The new law provides an incentive to the second user to call the police.  To help.  To do everything possible to prevent the overdose from turning into a homicide.  That makes more sense.

Before anybody chimes in to let me know that drug users get what they have bargained for, I’m making no judgment about the legalization of narcotics, or the character of those who use them.  That is not the issue.  I am saying that if the Illinois General Assemby is going to put money, time, and effort into drafting laws, then they should at least make sense. Or, at least not be circular.

Nevertheless, the criminal code is packed with these circular laws.  Call me crazy, but I think that criminal laws should do everything to keep kids at schools and parks safe.  Places where kids hang out should be sanctuaries free of the stray bullets and shady dealings of drug pushers.
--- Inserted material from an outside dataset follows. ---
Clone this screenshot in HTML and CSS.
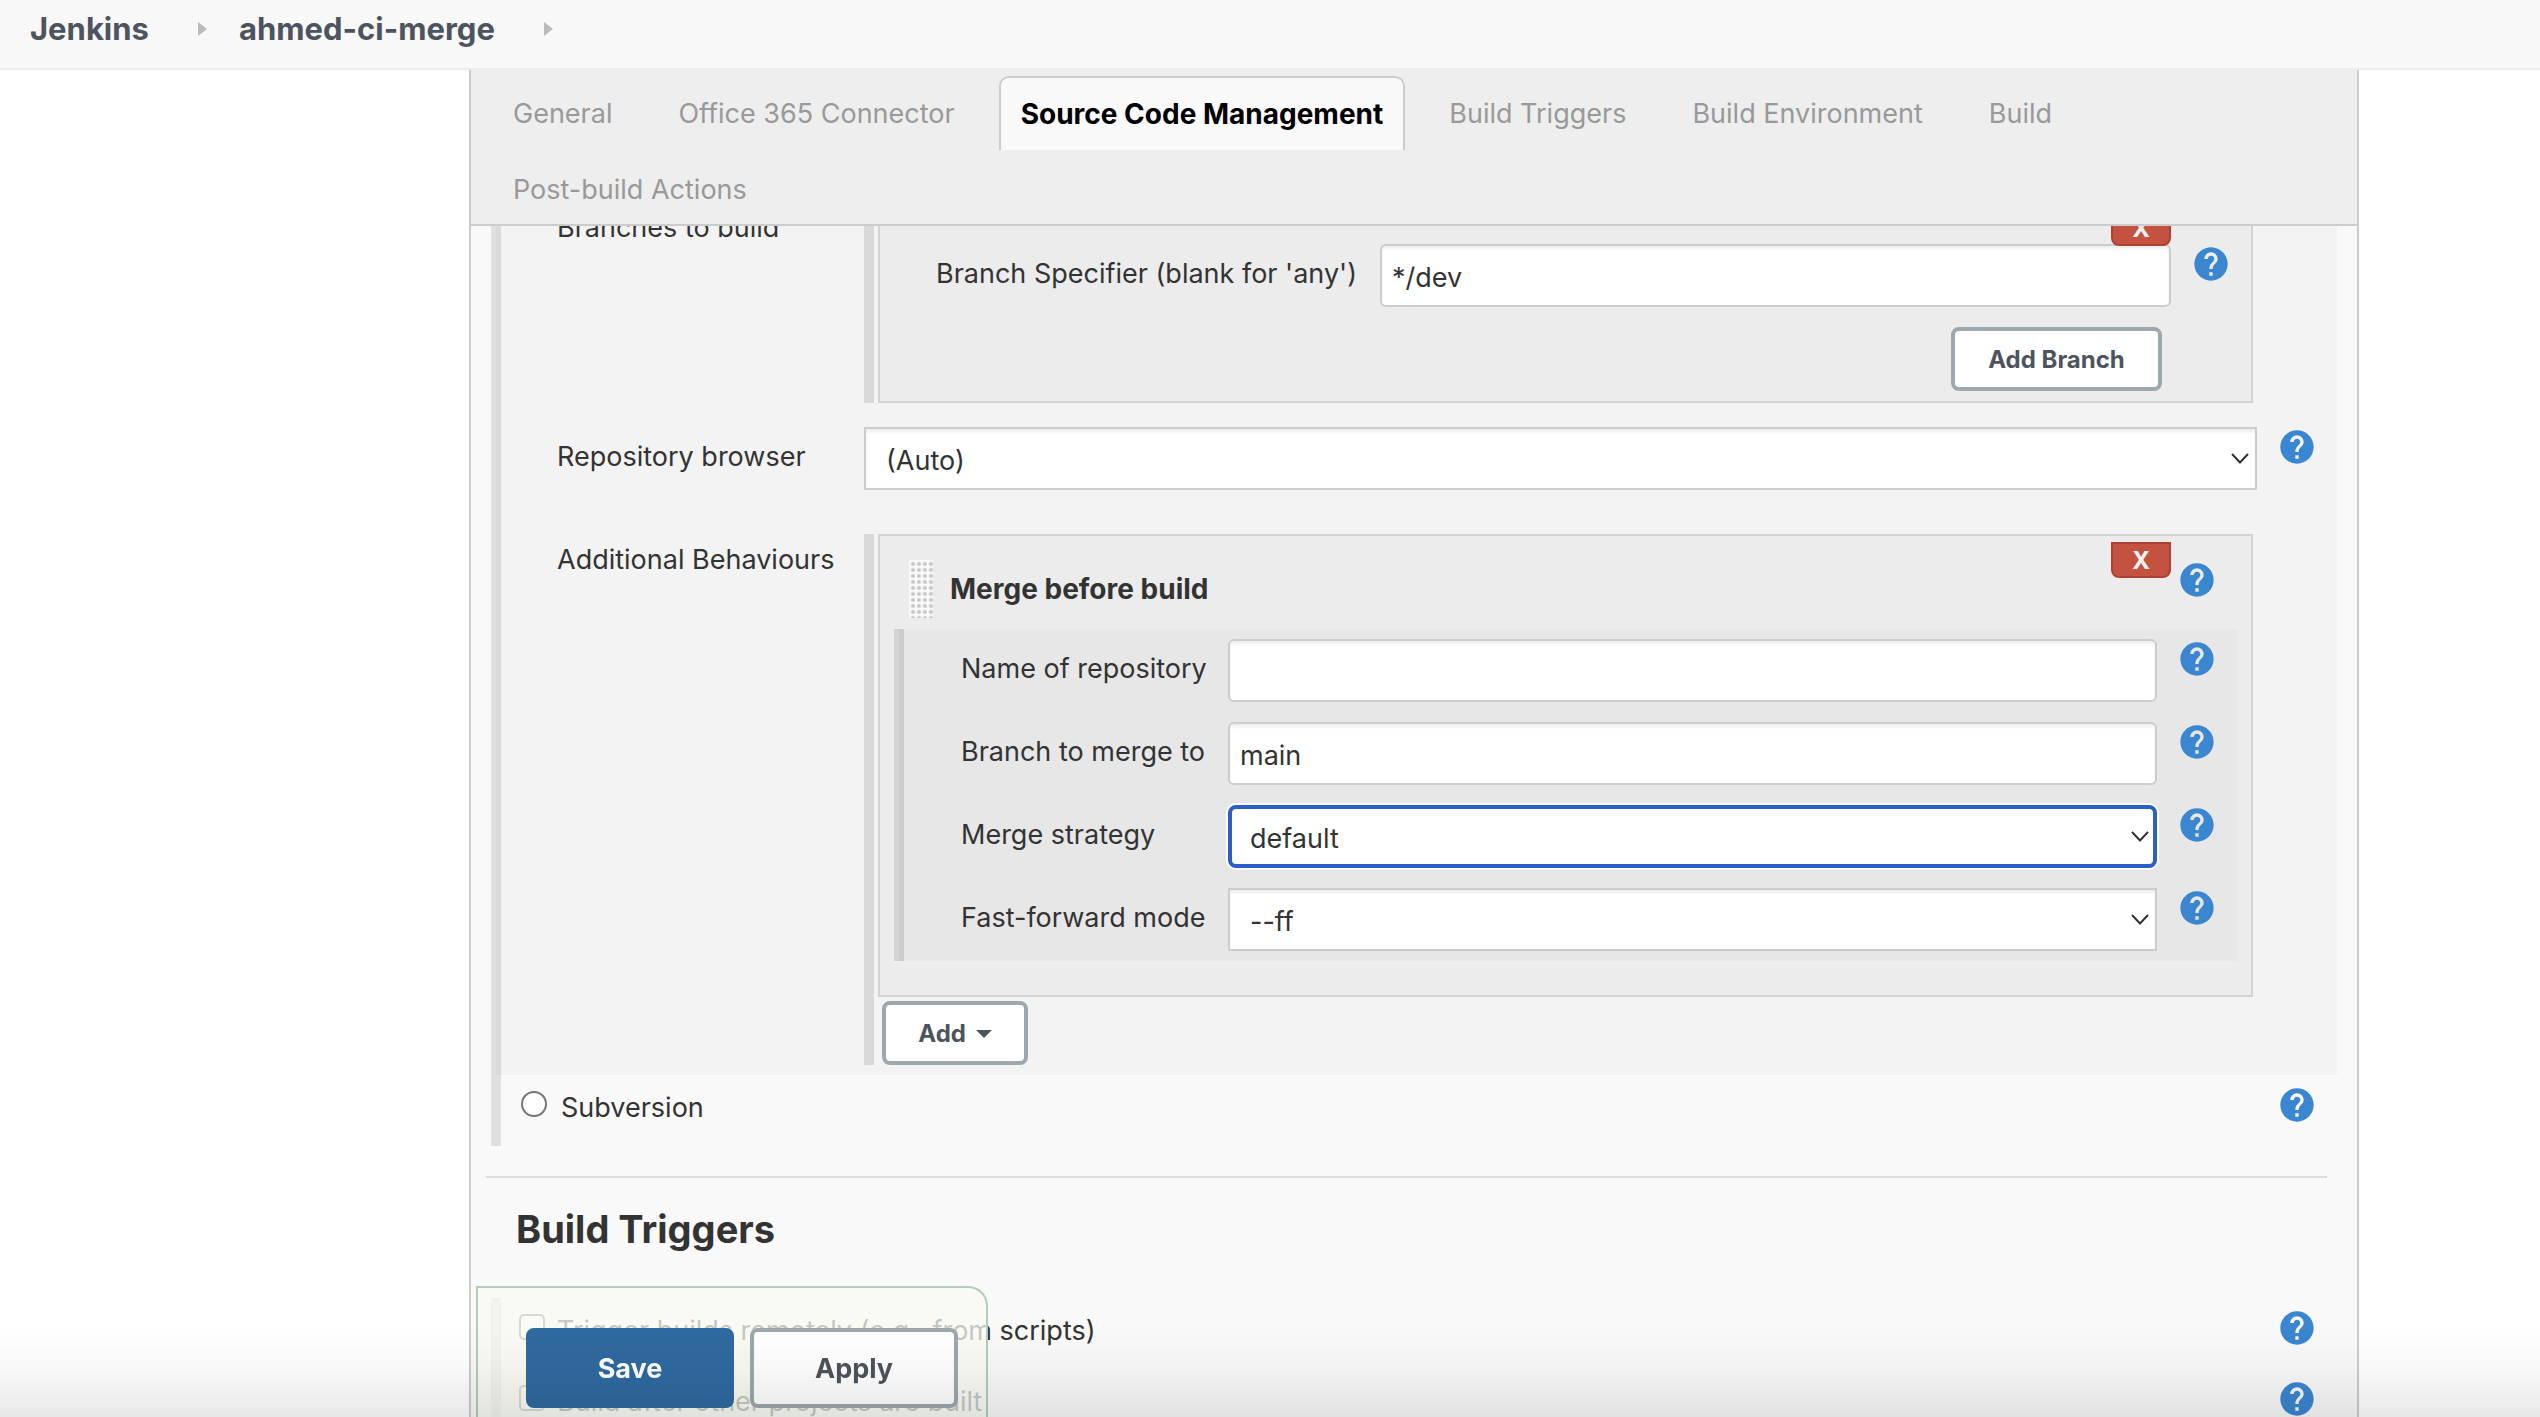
FILE: index.html
```html
<!DOCTYPE html>
<html lang="en">
<head>
<meta charset="utf-8">
<title>ahmed-ci-merge Config [Jenkins]</title>
<link rel="stylesheet" href="styles.css">
</head>
<body>
<svg class="defs" aria-hidden="true">
  <symbol id="help" viewBox="0 0 24 24"><path d="M12 2C6.480 2 2 6.480 2 12s4.480 10 10 10 10-4.480 10-10S17.520 2 12 2zm1 17h-2v-2h2v2zm2.070-7.750l-.9.920C13.450 12.900 13 13.500 13 15h-2v-.5c0-1.100.450-2.100 1.170-2.830l1.240-1.260c.370-.360.590-.860.590-1.410 0-1.100-.9-2-2-2s-2 .9-2 2H8c0-2.210 1.790-4 4-4s4 1.790 4 4c0 .880-.360 1.680-.930 2.250z"/></symbol>
  <symbol id="chevron" viewBox="0 0 18 11"><path d="M1 1l8 8.500L17 1" fill="none" stroke="#333" stroke-width="2"/></symbol>
  <symbol id="crumb" viewBox="0 0 9 14"><path d="M0 0l9 7-9 7z" fill="#bbb"/></symbol>
</svg>

<nav class="breadcrumbs" aria-label="Breadcrumb">
  <a href="#jenkins">Jenkins</a>
  <svg class="crumb-arrow"><use href="#crumb"/></svg>
  <a href="#job">ahmed-ci-merge</a>
  <svg class="crumb-arrow"><use href="#crumb"/></svg>
</nav>

<main class="panel">
  <nav class="tabs" aria-label="Sections">
    <a class="tab" href="#general">General</a>
    <a class="tab" href="#office">Office 365 Connector</a>
    <a class="tab active" href="#scm">Source Code Management</a>
    <a class="tab" href="#triggers">Build Triggers</a>
    <a class="tab" href="#environment">Build Environment</a>
    <a class="tab" href="#build">Build</a>
    <a class="tab" href="#post">Post-build Actions</a>
  </nav>

  <form class="config">
    <div class="config-body">
      <section class="git">
        <div class="row top">
          <span class="label">Branches to build</span>
          <div class="repeated">
            <div class="chunk">
              <div class="chunk-head slim">
                <button type="button" class="delete">X</button>
              </div>
              <div class="row specifier">
                <label class="label" for="spec">Branch Specifier (blank for 'any')</label>
                <input class="field" id="spec" type="text" value="*/dev">
                <a class="help" href="#help" aria-label="Help"><svg><use href="#help"/></svg></a>
              </div>
              <button type="button" class="btn add-branch">Add Branch</button>
            </div>
          </div>
        </div>

        <div class="row browser">
          <label class="label" for="browser">Repository browser</label>
          <div class="select"><select class="field" id="browser"><option>(Auto)</option></select><svg><use href="#chevron"/></svg></div>
          <a class="help" href="#help" aria-label="Help"><svg><use href="#help"/></svg></a>
        </div>

        <div class="row top">
          <span class="label">Additional Behaviours</span>
          <div class="repeated">
            <div class="chunk">
              <div class="chunk-head">
                <span class="handle"></span>
                <b class="chunk-title">Merge before build</b>
                <button type="button" class="delete">X</button>
                <a class="help" href="#help" aria-label="Help"><svg><use href="#help"/></svg></a>
              </div>
              <div class="nested">
                <div class="row">
                  <label class="label" for="repo">Name of repository</label>
                  <input class="field" id="repo" type="text">
                  <a class="help" href="#help" aria-label="Help"><svg><use href="#help"/></svg></a>
                </div>
                <div class="row">
                  <label class="label" for="target">Branch to merge to</label>
                  <input class="field" id="target" type="text" value="main">
                  <a class="help" href="#help" aria-label="Help"><svg><use href="#help"/></svg></a>
                </div>
                <div class="row">
                  <label class="label" for="strategy">Merge strategy</label>
                  <div class="select"><select class="field focused" id="strategy"><option>default</option></select><svg><use href="#chevron"/></svg></div>
                  <a class="help" href="#help" aria-label="Help"><svg><use href="#help"/></svg></a>
                </div>
                <div class="row">
                  <label class="label" for="ff">Fast-forward mode</label>
                  <div class="select"><select class="field" id="ff"><option>--ff</option></select><svg><use href="#chevron"/></svg></div>
                  <a class="help" href="#help" aria-label="Help"><svg><use href="#help"/></svg></a>
                </div>
              </div>
            </div>
            <button type="button" class="btn add">Add <span class="caret"></span></button>
          </div>
        </div>
      </section>

      <div class="option radio">
        <input type="radio" id="svn" name="scm">
        <label for="svn">Subversion</label>
        <a class="help" href="#help" aria-label="Help"><svg><use href="#help"/></svg></a>
      </div>

      <hr>
      <h2>Build Triggers</h2>

      <div class="option">
        <input type="checkbox" id="remote">
        <label for="remote">Trigger builds remotely (e.g., from scripts)</label>
        <a class="help" href="#help" aria-label="Help"><svg><use href="#help"/></svg></a>
      </div>
      <div class="option">
        <input type="checkbox" id="after">
        <label for="after">Build after other projects are built</label>
        <a class="help" href="#help" aria-label="Help"><svg><use href="#help"/></svg></a>
      </div>
    </div>

    <div class="save-bar">
      <button type="button" class="btn primary">Save</button>
      <button type="button" class="btn">Apply</button>
    </div>
  </form>
</main>
<div class="bottom-shade"></div>
</body>
</html>
```
FILE: styles.css
```css
* { box-sizing: border-box; }

body {
  margin: 0;
  height: 100vh;
  display: flex;
  flex-direction: column;
  overflow: hidden;
  background: #fff;
  color: #333;
  font: 27px/40px Inter, "Liberation Sans", sans-serif;
}

a { color: inherit; text-decoration: none; }
button, input, select { font: inherit; color: inherit; margin: 0; }
.defs { display: none; }

/* Breadcrumbs */
.breadcrumbs {
  flex: none;
  display: flex;
  align-items: center;
  height: 70px;
  padding: 0 30px 11px;
  background: #f8f8f8;
  border-bottom: 2px solid #ebedef;
  color: #4d545d;
  font-size: 31px;
  font-weight: 700;
}
.crumb-arrow { width: 9px; height: 14px; margin: 0 32px 0 49px; }

/* Panel and tabs */
.panel {
  flex: 1;
  min-height: 0;
  display: flex;
  flex-direction: column;
  margin: 0 181px 0 469px;
  background: #f9f9f9;
  border: solid #ccc;
  border-width: 0 2px;
}
.tabs {
  flex: none;
  display: flex;
  flex-wrap: wrap;
  gap: 4px 22px;
  padding: 6px 80px 0 20px;
  background: #eee;
  border-bottom: 2px solid #ccc;
  color: #999;
}
.tab {
  height: 74px;
  margin-bottom: -2px;
  padding: 16px 20px;
  border: 2px solid transparent;
  border-bottom: 0;
  border-radius: 10px 10px 0 0;
}
.tab.active {
  background: #f9f9f9;
  border-color: #ccc;
  color: #000;
  font-size: 28px;
  font-weight: 700;
}

/* Form */
.config { flex: 1; min-height: 0; overflow: hidden; }
.config-body { margin-top: -24px; padding: 0 20px; }
.git {
  padding: 0 0 10px 66px;
  background: linear-gradient(to right, #e0e0e0 5px, #d9d9d9 5px 10px, #f3f3f3 10px);
}
.row {
  display: grid;
  grid-template-columns: 307px 1fr 80px;
  align-items: start;
}
.label { padding-top: 10px; }
.top > .label { padding-top: 6px; }
.browser { margin: 24px 0 44px; }
.specifier { grid-template-columns: 444px 1fr 80px; padding-left: 56px; }

.help { display: block; height: 37px; padding: 3px 0 0 23px; }
.help svg { display: block; width: 40px; height: 40px; margin: -3px; fill: #3b86d0; }

.field {
  display: block;
  width: 100%;
  height: 63px;
  padding: 3px 10px 0;
  background: #fff;
  border: 2px solid #ccc;
  border-radius: 6px;
  box-shadow: inset 0 3px 3px #0001;
  outline: 0;
}
.select { position: relative; }
.select svg { position: absolute; top: 26px; right: 8px; width: 18px; height: 11px; }
select.field { appearance: none; padding: 4px 20px 0; border-radius: 0; }
select.focused {
  padding: 4px 18px 0;
  border: 4px solid #2a5fc9;
  border-radius: 8px;
  box-shadow: 0 0 0 2px #fff;
}

.repeated { padding: 0 4px; border-left: 10px solid #d9d9d9; }
.chunk { background: #ececec; border: 2px solid #d3d3d3; }
.chunk-head {
  display: flex;
  align-items: flex-start;
  height: 93px;
  padding: 6px 37px 0 29px;
}
.chunk-head.slim { height: 40px; padding-right: 80px; }
.chunk-head .help { padding: 21px 0 0 9px; }
.handle {
  width: 24px;
  height: 58px;
  margin: 18px 17px 0 0;
  background: radial-gradient(circle at 4px 4px, #bbb 0, #c8c8c8 1px, #fafafa 3px) 0 0 / 6px 6px;
}
.chunk-title { padding-top: 27px; font-size: 28px; font-weight: 700; }
.delete {
  position: relative;
  width: 60px;
  height: 36px;
  margin-left: auto;
  padding: 1px 0 0;
  background: #c45240;
  border: 2px solid #b04030;
  border-radius: 0 0 8px 8px;
  color: #f3f3f3;
  font-size: 24px;
  font-weight: 700;
  line-height: 32px;
}
.nested {
  display: grid;
  gap: 20px;
  margin: 0 14px 34px;
  padding: 10px 0 10px 67px;
  background: linear-gradient(to right, #d4d4d4 5px, #ccc 5px 10px, #e7e7e7 10px);
}
.nested .row { grid-template-columns: 267px 1fr 80px; }

.btn {
  display: block;
  height: 64px;
  padding: 1px 0 0;
  background: #fff;
  border: 4px solid #9da8ae;
  border-radius: 8px;
  color: #4d545d;
  font-size: 24px;
  font-weight: 700;
}
.add-branch { width: 211px; margin: 20px 89px 10px auto; }
.add { width: 146px; margin: 4px; }
.repeated > .add { margin-bottom: 0; }
.caret {
  display: inline-block;
  margin-left: 4px;
  vertical-align: 4px;
  border: 8px solid transparent;
  border-top-color: #4d545d;
  border-bottom: 0;
}

.option {
  display: grid;
  grid-template-columns: 38px 1fr 57px;
  align-items: start;
  height: 71px;
  padding: 13px 0 0 18px;
  border-left: 10px solid #e0e0e0;
}
.option.radio { grid-template-columns: 40px 1fr 57px; padding-left: 20px; }
.option .help { padding: 0; }
.option input {
  appearance: none;
  width: 26px;
  height: 26px;
  margin-top: 3px;
  background: #fff;
  border: 2px solid #767676;
  border-radius: 5px;
}
.option input[type="radio"] { border-radius: 50%; }

hr { height: 2px; margin: 30px 10px 0 -5px; background: #ddd; border: 0; }
h2 { margin: 26px 25px 44px; font-size: 38px; font-weight: 700; line-height: 50px; }

/* Floating save bar */
.save-bar {
  position: fixed;
  left: 476px;
  bottom: 0;
  display: flex;
  gap: 16px;
  padding: 40px 28px 9px 48px;
  background: rgba(247, 250, 240, .75);
  border: 2px solid #b0cdbd;
  border-bottom: 0;
  border-radius: 0 20px 0 0;
}
.save-bar .btn { width: 208px; height: 80px; font-size: 27px; }
.save-bar .primary { background: #2f6aa0; border-color: #2f6aa0; color: #fff; }
.bottom-shade {
  position: fixed;
  inset: auto 0 0;
  height: 90px;
  background: linear-gradient(#0000, #00000006 40%, #00000017);
  pointer-events: none;
}
```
You want people dealing drugs near your kid’s school? You got it! Gangs?  Guns? How close can we get them to the local park?  Don’t believe me?

Illinois law punishes the sale of narcotics near a school as a Class X felony. On the surface, this looks great.  A class X felony is the most severe class a crime can be, unless it’s a murder.  Let’s hammer those drug dealers hanging out on the school playground!

Wait just one minute.

Picture the following: You’re a young, aggressive cop.  You’re 2-3 years past your initial training and starting to get the job figured out. Because you’re young and you look it, the department assigns you to the narcotics task force.  You’re doing exciting undercover work.  The task force is funded in part by grants from the state and feds- and your mission is to get the biggest and baddest dealers of the street. Any patrol cop can pick up a gram of weed or trace amounts of cocaine here and there.  The task force goes after the big fish, and publicizes major busts to show the public it is making a difference.

You work hard on the task force.  You get a petty user to flip and introduce you to his dealer.  You go make some small buys from the dealer.  He has you meet him in a parking lot.  He has you meet him at the mall.  The dealer gets comfortable with you, and now you’ve got his cell phone and deal with him directly.  Time goes on, and your buys are more frequent and a little larger… not large enough to be considered a big deal to the task force, though.

One day you text him telling him you need drugs.  How much?  Whatever he’s got.  He says he can be ready in an hour, and asks if you can meet by the mall.  “I’m on the other side of town… any way you can meet me over here?”  He’s done this before, so he trusts you.

What do you do?  You give him a location near the school.  Why?  Because today is the day that you and the rest of the task force are taking him off the street. And you want to catch him red-handed.  With drugs.  You also want to take him down for as long as possible. You want the class X, and he needs to be near the school for that to happen.

It all sounds reasonable, right?  Get that guy off the street for as long as possible?  Sure.   The aim of the special rule for selling drugs near a school is keep the drugs away from the school, though.  It’s putting those kids it attempts to help in greater harm.  By making it a bigger bust, though, there is incentive to get the dealer, his drugs, and possibly his firearms near that protected sanctuary.

You think it doesn’t happen?  I’m guessing you’re not a criminal defense attorney in Illinois. Or you haven’t been very long.  It happens all the time.

It’s easy to bury the practical realities and support politicians who pound their fists and claim to be “get tough on crime” politicians.  It’s not easy to look at how these laws actually play out in the real world.  Again, I’m not taking a position on drug laws- I’m saying that if you make the punishment uniform across-the-board less dealers (including their drugs, guns, and other problems) would be near schools.

That’s just the start of it, too.  You think DUI laws should get drunks off the road?  Sometimes they do, sometimes they absolutely do not. Maybe it’s not a law, but what about MAAD?  Should they be helping obtain guilty convictions, or not guilty verdicts after trials?

A law that doesn’t do what it is designed to do is just a bad rule. I hate rules.